Я в изнеможении опустился на землю.

— Рагнваль, я хотел бы узнать, потому что сам этого не знаю… мне жизнь представляется такой странной… твое мнение было бы для меня ценно… твое мнение о цели бытия… что ты намерен делать в будущем… я бы из этого сделал выводы… думаешь ли ты, что когда-нибудь женишься… у меня-то, кажется, с любовью все счеты сведены…

Невозмутимо, но отчужденно смотрел он на меня. Он не придал особого значения зародившемуся у него подозрению. Горькая складка изменила разрез его губ. Он размышлял с чрезвычайной медлительностью.

— В следующем году, после окончания весенних работ, я поеду в Берген и поступлю в обучение к столяру, — сказал он наконец.

Я почувствовал безудержную потребность выплакаться. Рагнваля я бы предпочел избавить от этого зрелища. Но и отсылать его одного в Ванген мне не хотелось. Отговорившись тем, что должен справить нужду, я вскарабкался по откосу, спрятался за большим камнем и уже собрался дать волю слезам. Но внезапно желание плакать исчезло… На обратном пути мы не проронили ни слова.

— — — — — — — — — — — — — — — — — —

Как бы случайно я заглянул на хутор Сверре Олла. Меня допустили в горницу. Хозяйка была занята: готовила на плите еду. Ее семилетний сын, стоя на стуле, пачкал грязными руками оконное стекло. Юнатан, опустив голову, сидел, одетый, рядом со своей кроватью в плетеном из лыка кресле. Кровать была застелена очень чистым белым бельем. Это казалось удивительным — посреди царящей здесь грязи… Олл вслед за мной протиснулся через дверной проем.

Я попытался перехватить взгляд Юнатана, повторил свое приветствие и протянул ему руку. Он не шелохнулся. Он, похоже, даже дышал неохотно.

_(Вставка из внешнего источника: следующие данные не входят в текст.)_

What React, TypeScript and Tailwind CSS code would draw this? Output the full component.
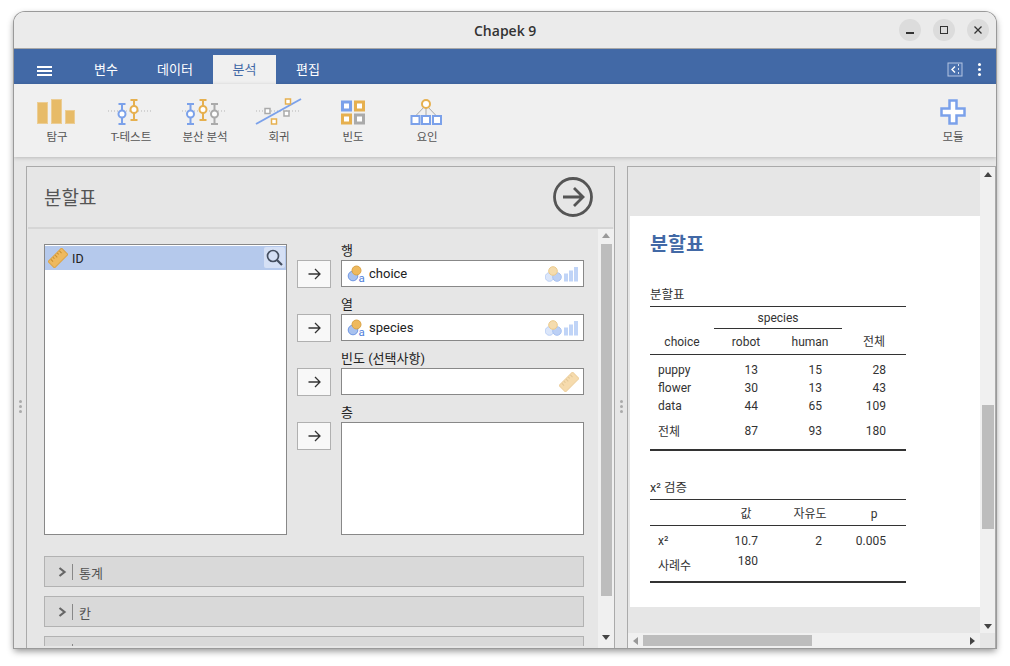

Я не смог подавить отвращение к нему и очень расстроился, потому что настоящего сочувствия во мне не было. Я чувствовал, что неопределенная задача, ради которой я пришел сюда, сама собой отпала. Однако отвергнуть человека, отказаться от него только потому, что он не создан так, чтобы его хотелось любить, — унизительно! Если чувственное восприятие закрывается, делается непродуктивным, тогда умирает даже любовь к ближнему… Я попытался осмыслить свои чувства и поймал себя на ужасной черствости. Некое мужское существо, наделенное большой силой, из-за врожденной предрасположенности к женственности как бы утратило свою идентичность… (Как же Рагнвалю не презирать его, если сам Рагнваль хочет стать всего лишь столяром, а этот честолюбец возомнил, что выучится на инженера?) Вовсе не сумасшедший сидел передо мной; а человек в здравом уме, но сломленный. Никакой не больной, а нелюбимый, всеми покинутый. Высокого роста, костистый, с могучим прохладным лбом, только согбенный виной своего одиночества: таким я его увидел. Заколдованный и ожесточившийся против всего человеческого из-за дурманящего зова собственного нутра… Непостижимая раздвоенность его характера казалась мне несовместимой с каким бы то ни было планом души — отталкивающей настолько, что я вообще не распознавал в сидящем передо мной ни человека, ни животное.